This week (of June 2) my biology students will be reading a chapter on communities and ecosystems.
Here are a few selected facts from their readings, for your consideration:
- "Each day, planet Earth receives about 10^19 kcal of solar energy." The textbook compares this amount of energy to the energy of 100 million atomic bombs. For your reference, one kcal is equal to 4184 joules.
- "Most of this energy is absorbed, scattered, or reflected by the atmosphere or by Earth's surface."
- " . . . only 1% is converted to chemical energy by photosynthesis."
- " . . . on a global scale this is enough to produce about 170 billion tons of organic material per year"
- "When energy flows as organic matter . . . much of it is lost at each link in (the) food chain."
- "The efficiencies of energy transfer (from one level of the food chain to the next) usually range from 5 to 20%. In other words, 80 to 95% of the energy . . . never transfers from (one level) to the next."
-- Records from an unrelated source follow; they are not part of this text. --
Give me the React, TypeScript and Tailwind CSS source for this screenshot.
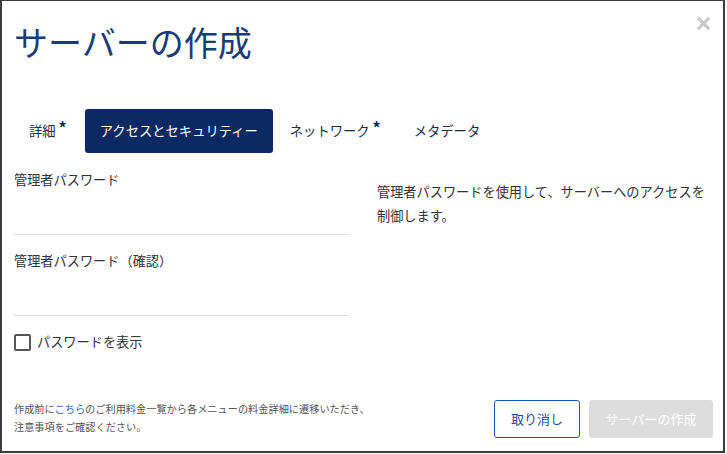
import React from "react";

const font = { fontFamily: '"Noto Sans CJK JP", "Noto Sans", sans-serif' };

function Star() {
  return (
    <span className="ml-[3px] mr-[1px] text-[16px] font-bold leading-none text-[#0b2a60] relative -top-[4px]">*</span>
  );
}

export default function App() {
  return (
    <div
      className="w-[725px] h-[453px] bg-white border-l-2 border-r-2 border-b-2 border-t border-[#3c3c3c] flex flex-col relative"
      style={font}
    >
      <button className="absolute right-[12px] top-[14px] w-[16px] h-[16px] flex items-center justify-center" aria-label="close">
        <svg width="13" height="13" viewBox="0 0 13 13">
          <path d="M2 2 L11 11 M11 2 L2 11" stroke="#c9c9c9" strokeWidth="3.2" strokeLinecap="square" />
        </svg>
      </button>

      <div className="pl-[12px] pt-[19px]">
        <h1 className="text-[34px] leading-[44px] text-[#183c76] font-normal">サーバーの作成</h1>
      </div>

      <div className="pl-[12px] mt-[45px] flex gap-[2px] h-[44px]">
        <div className="px-[15px] flex items-center text-[13.3px] text-[#1e2d4a]">
          詳細<Star />
        </div>
        <div className="px-[15px] flex items-center text-[13.3px] text-white bg-[#0b2a63] rounded-[3px]">
          アクセスとセキュリティー
        </div>
        <div className="px-[15px] flex items-center text-[13.3px] text-[#1e2d4a]">
          ネットワーク<Star />
        </div>
        <div className="px-[15px] flex items-center text-[13.3px] text-[#1e2d4a]">
          メタデータ
        </div>
      </div>

      <div className="pl-[12px] flex gap-[28px]">
        <div className="w-[335px] flex flex-col">
          <div className="mt-[17px]">
            <div className="text-[13.2px] leading-[20px] text-[#333]">管理者パスワード</div>
            <div className="h-[45px] border-b border-[#dcdcdc]"></div>
          </div>
          <div className="mt-[16px]">
            <div className="text-[13.2px] leading-[20px] text-[#333]">管理者パスワード（確認）</div>
            <div className="h-[45px] border-b border-[#dcdcdc]"></div>
          </div>
          <label className="mt-[16px] flex items-center gap-[6px] h-[20px]">
            <span className="w-[17px] h-[17px] border-2 border-[#555] rounded-[2px] bg-white"></span>
            <span className="text-[13.2px] leading-[20px] text-[#333]">パスワードを表示</span>
          </label>
        </div>
        <div className="pt-[27px] flex-1 pr-[8px]">
          <p className="text-[13.2px] leading-[24px] text-[#333]">
            管理者パスワードを使用して、サーバーへのアクセスを制御します。
          </p>
        </div>
      </div>

      <div className="mt-auto pl-[12px] pr-[10px] pb-[13px] flex items-end justify-between">
        <p className="text-[10.2px] leading-[18px] text-[#555] mb-[2px]">
          作成前に<span className="text-[#2a6bc0]">こちら</span>のご利用料金一覧から各メニューの料金詳細に遷移いただき、
          <br />
          注意事項をご確認ください。
        </p>
        <div className="flex gap-[9px]">
          <button className="w-[86px] h-[38px] border border-[#1f55a8] rounded-[3px] text-[13px] text-[#1f4f9e] bg-white">
            取り消し
          </button>
          <button className="w-[124px] h-[38px] rounded-[3px] text-[13px] text-white bg-[#dddddd]">
            サーバーの作成
          </button>
        </div>
      </div>
    </div>
  );
}
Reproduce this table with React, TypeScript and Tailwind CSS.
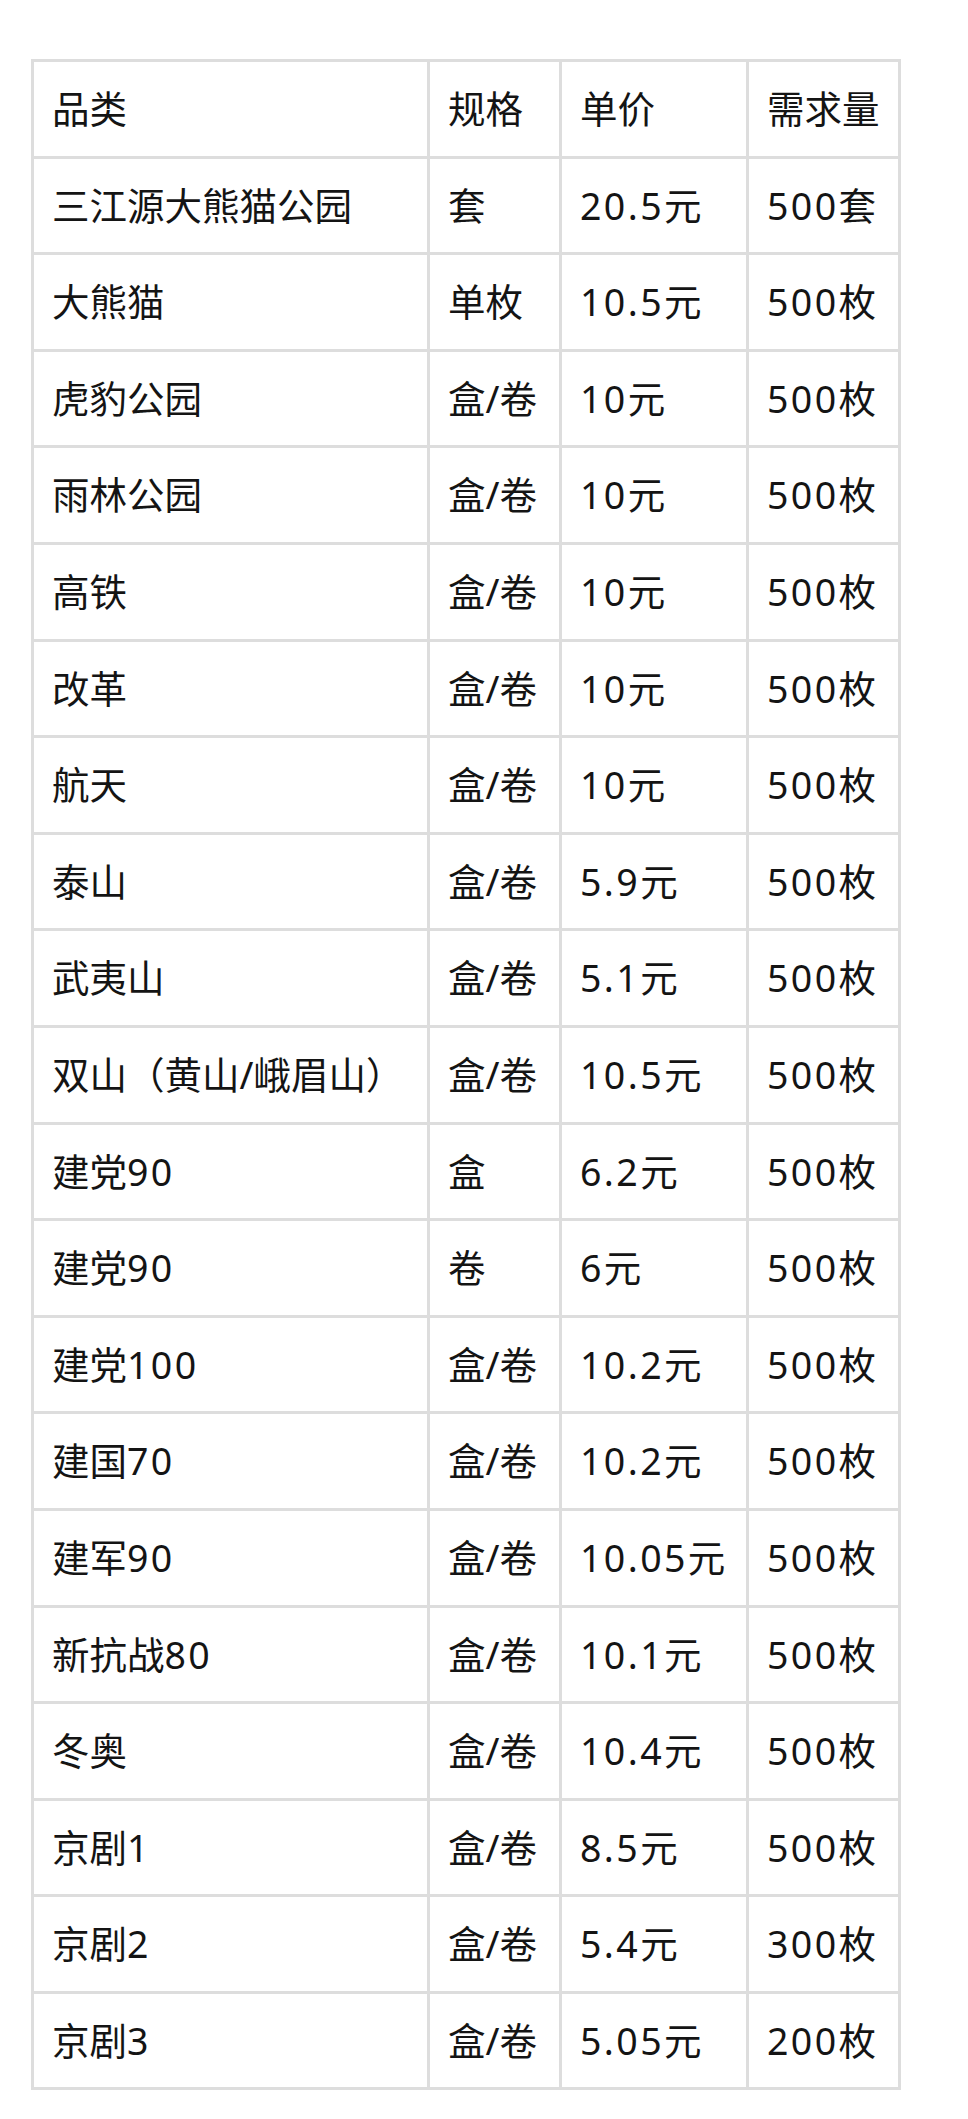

- "An important implication of this stepwise decline of energy in a trophic tructure is that the amount of energy available to top-level consumers (carnivores) is small compared with that available to lower-level consumers (herbivores)."
- This explains why "food chains are limited to three to five levels; there is simply not enough energy . . . to support another (level in the food chain)."
1,000,000 kcal of sunlight > 10,000 kcal of plant vegetation > 1,000 kcal of primary consumers > 100 kcal of secondary consumers > 10 kcal of tertiary consumers
- "Eating meat of any kind is an expensive luxury, both economically and environmentally."
- "Based on the rough estimate that 10% of the energy available in a trophic level (level of the food chain) is available at the next higher level up ... the human population has about ten times more energy available to it when people eat corn than when they process the same amount of energy of corn through another tropic level and eat corn-fed beef."
- "It is likely that as the human population expands, meat consumption will become even more of a luxury than it is today."
- Demand for meat drives up the prices of grains, fruits and vegetables because "potential supply of plants for direct consumption as food for humans is diminished by the use of agricultural land to grow feed for cattle, chickens and other meat sources."
And the pièce de résistance: Boss Hog: America's top pork producer churns out a sea of waste that has destroyed rivers, killed millions of fish and generated one of the largest fines in EPA history.
What do you think of this post format? It makes it much easier for me to share interesting facts & ideas that I'm thinking about on a short time budget, but it's no good if you guys find it unpleasant to read. If it's a hit, then let me know if there are any topics in biology you'd like me to cover.
Textbook cited: Biology: Concepts & Connections. 5ed. Campbell, Reece, Taylor & Simon.